No hay peor sordo que quien no quiere oír, dice el refrán. Tristemente, el Gobierno de Pedro Sánchez se niega a considerar los argumentos en contra del cierre programado de los siete reactores nucleares que siguen funcionando en nuestro país. Se trata de un peaje ideológico a un ecologismo viejuno que en el resto del mundo ya está superado.
En la lucha contra el calentamiento global, la energía nuclear es una pieza esencial, pues solo con renovables es imposible garantizar el consumo y electrificar como se pretende toda la economía.
Tanto la Agencia Internacional de la Energía, como la 28ª Conferencia para el Clima, el informe Draghi o la propia Comisión Europea la consideran una pieza estratégica en la transición energética.
La apuesta que están haciendo por ella las grandes tecnológicas norteamericanas a fin de garantizarse energía limpia, segura y barata para los centros de datos, aclara cualquier duda sobre su viabilidad económica. En España, la consecuencia de ese apagón previsto entre 2027 y 2035, será un mayor consumo de gas y un aumento del precio de la energía.
Si en el pasado reciente Alemania fue un mal ejemplo, pues avaló las tesis de la fobia a lo nuclear como sinónimo de peligro, el escenario ha cambiado tras las elecciones del pasado domingo. El futuro nuevo canciller, Friedrich Merz, ya ha adelantado que se propone evaluar la apertura las centrales nucleares.
El coste de la nefasta decisión que en 2011 tomó la entonces cancillera Ángela Merkel tras el accidente de Fukushima, cediendo a la demagogia de los Verdes, y que la CDU tuvo hacer suya sin haber sido consultada, ha sido brutal para la economía germana en la última década. Lo explica el periodista Wolfgang Münchau en su libro Kaput. El fin del milagro alemán.
La ventaja española es que todavía estamos a tiempo de revertir el cierre programado, aunque sea en tiempo de descuento. El debate mediático ha dado un giro completo en favor de las tesis pronucleares, y la mayoría de la opinión pública ya no se muestra hostil.
Si hoy el Gobierno anunciase un cambio de criterio, enfatizando cualquier argumento como la guerra de Ucrania, las necesidades de Defensa, el incremento del precio del gas, etcétera, la ciudadanía lo entendería perfectamente y muchos lo aplaudiríamos como una muestra de sentido común.

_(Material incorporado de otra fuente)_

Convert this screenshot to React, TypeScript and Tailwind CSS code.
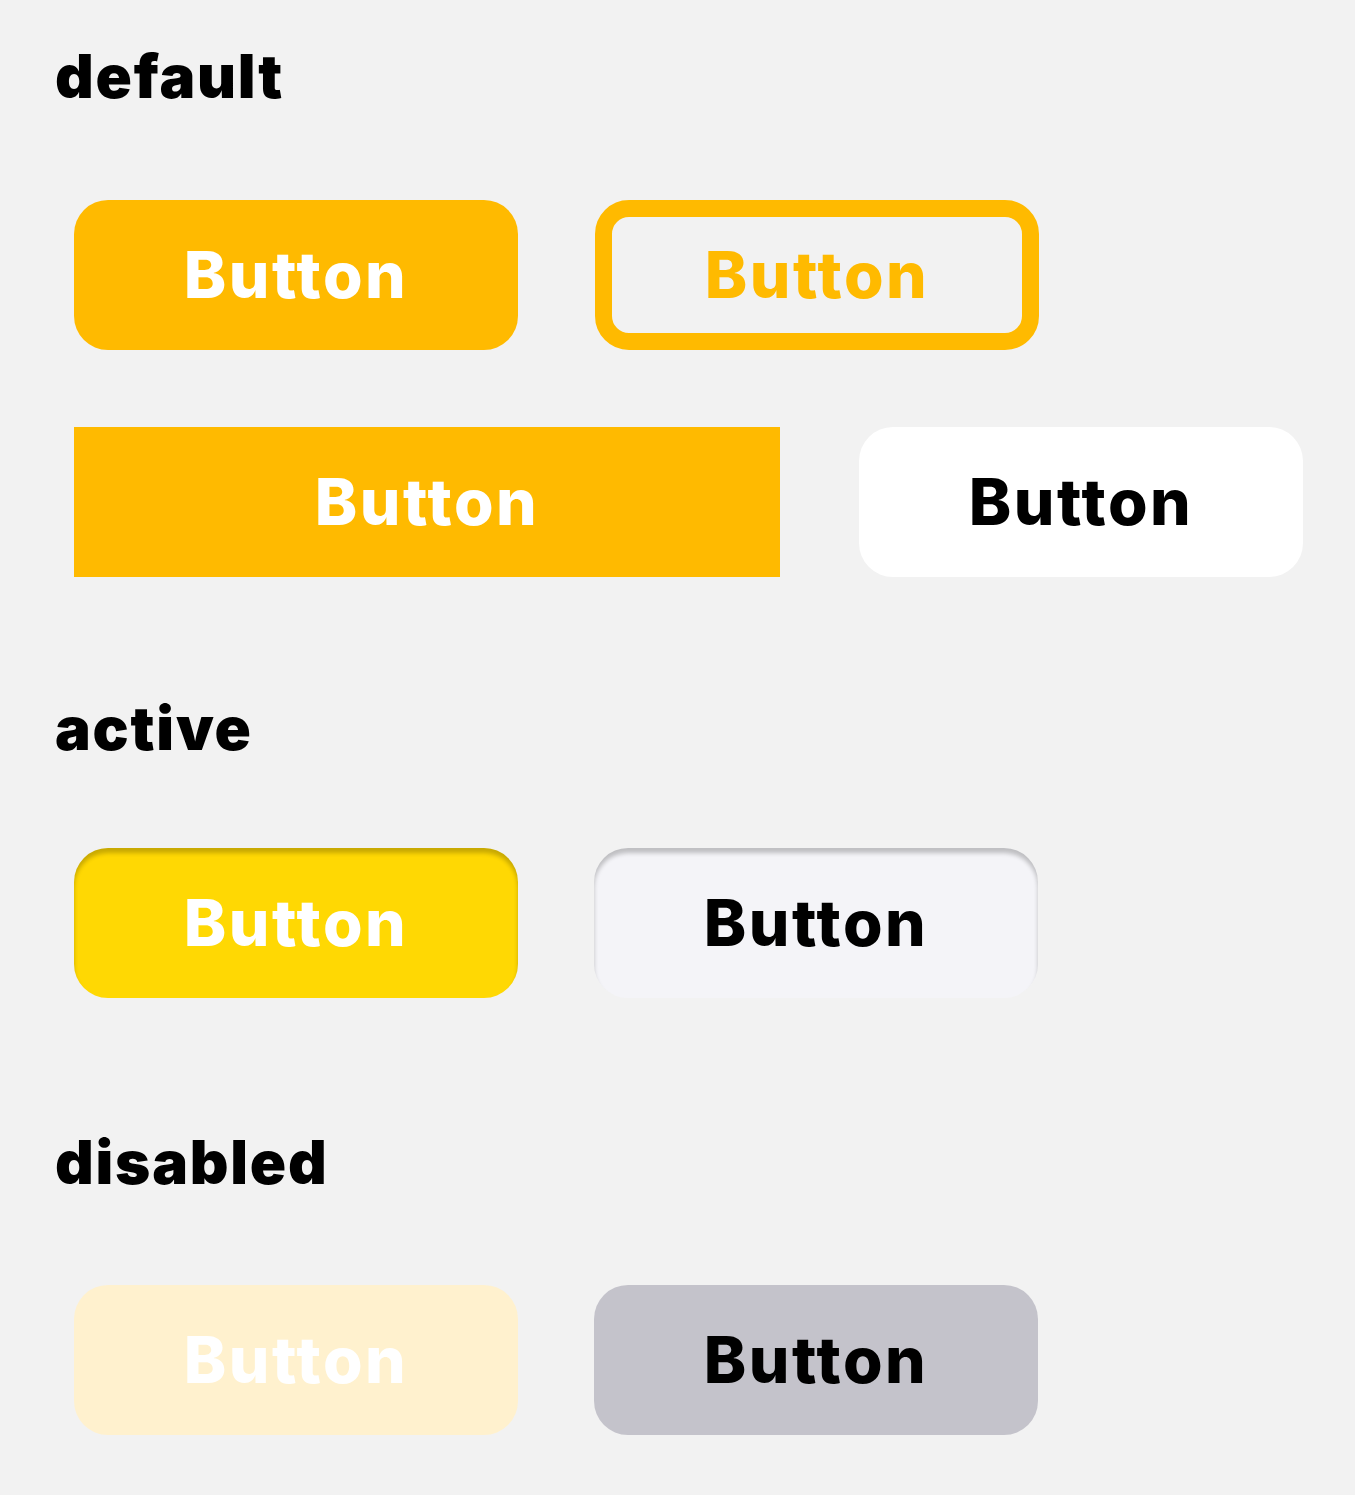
import React from "react";

const font = { fontFamily: "Inter, 'Noto Sans', sans-serif" };

function Heading({ children }: { children: React.ReactNode }) {
  return (
    <h2 className="pl-[55px] text-[60px] font-black leading-none tracking-[0.03em] text-black">
      {children}
    </h2>
  );
}

function Btn({ className, children }: { className: string; children?: React.ReactNode }) {
  return (
    <button
      type="button"
      className={`flex h-[150px] items-center justify-center text-[64px] font-extrabold leading-none tracking-[0.04em] ${className}`}
    >
      {children ?? "Button"}
    </button>
  );
}

export default function App() {
  return (
    <div className="min-h-[1495px] w-[1355px] bg-[#f2f2f2] pt-[46px]" style={font}>
      {/* default */}
      <Heading>default</Heading>
      <div className="mt-[94px] flex flex-col gap-[77px] pl-[74px]">
        <div className="flex gap-[77px]">
          <Btn className="w-[444px] rounded-[34px] bg-[#ffba00] text-white" />
          <Btn className="w-[444px] rounded-[34px] border-[17px] border-[#ffba00] text-[#ffba00]" />
        </div>
        <div className="flex gap-[79px]">
          <Btn className="w-[706px] bg-[#ffba00] text-white" />
          <Btn className="w-[444px] rounded-[34px] bg-white text-black" />
        </div>
      </div>

      {/* active */}
      <div className="mt-[121px]">
        <Heading>active</Heading>
      </div>
      <div className="mt-[90px] flex gap-[76px] pl-[74px]">
        <Btn className="w-[444px] rounded-[34px] bg-[#ffd803] text-white shadow-[inset_0_5px_4px_rgba(0,0,0,0.22)]" />
        <Btn className="w-[444px] rounded-[34px] bg-[#f4f4f8] text-black shadow-[inset_0_5px_4px_rgba(0,0,0,0.22)]" />
      </div>

      {/* disabled */}
      <div className="mt-[134px]">
        <Heading>disabled</Heading>
      </div>
      <div className="mt-[93px] flex gap-[76px] pl-[74px]">
        <Btn className="w-[444px] rounded-[34px] bg-[#fff1ce] text-white" />
        <Btn className="w-[444px] rounded-[34px] bg-[#c4c3cb] text-black" />
      </div>
    </div>
  );
}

Desgraciadamente, no parece que vaya a ser así. La única esperanza ahora mismo, aunque parezca paradójico para quien esto escribe, es que los partidos separatistas, Junts y ERC, que ya han empezado a marcar sutilmente distancias con el Gobierno en este punto, quisieran salir en defensa de la independencia energética de Cataluña.
El cierre de los tres reactores (Ascó I y II, y Vandellós II) que suministran más del 54% de la energía que consumimos en las cuatro provincias supondrá un problema enorme para la industria, como no se cansa de alertar el presidente de Foment, Josep Sánchez Llibre.
De forma incomprensible, el presidente de la Generalitat, Salvador Illa, que es perfectamente conocedor del disparate que se avecina, no sale de la zona de confort, que es la de repetir los argumentos del Gobierno español de confianza ciega en las renovables.
Es evidente que las fuerzas independentistas, particularmente los neoconvergentes, tienen una oportunidad de oro para salir en defensa de la soberanía de Cataluña, ya que muchos de los miles de GW que dejaran de producirse con las nucleares habrá que comprarlos fuera.
Energéticamente seremos mucho más dependientes y menos sostenibles. Por otro lado, se perderán miles de puestos de trabajo y el cierre supondrá un golpe muy duro para las comarcas afectadas directamente.
Con un poco suerte, Carles Puigdemont lo pone como condición al PSOE para aprobarle los Presupuestos de 2025, y Sánchez, a fin de no crear ningún agravio con el resto de los territorios, aprueba una moratoria general para todos los reactores españoles. Ya sé que no pasará, pero déjenme soñarlo.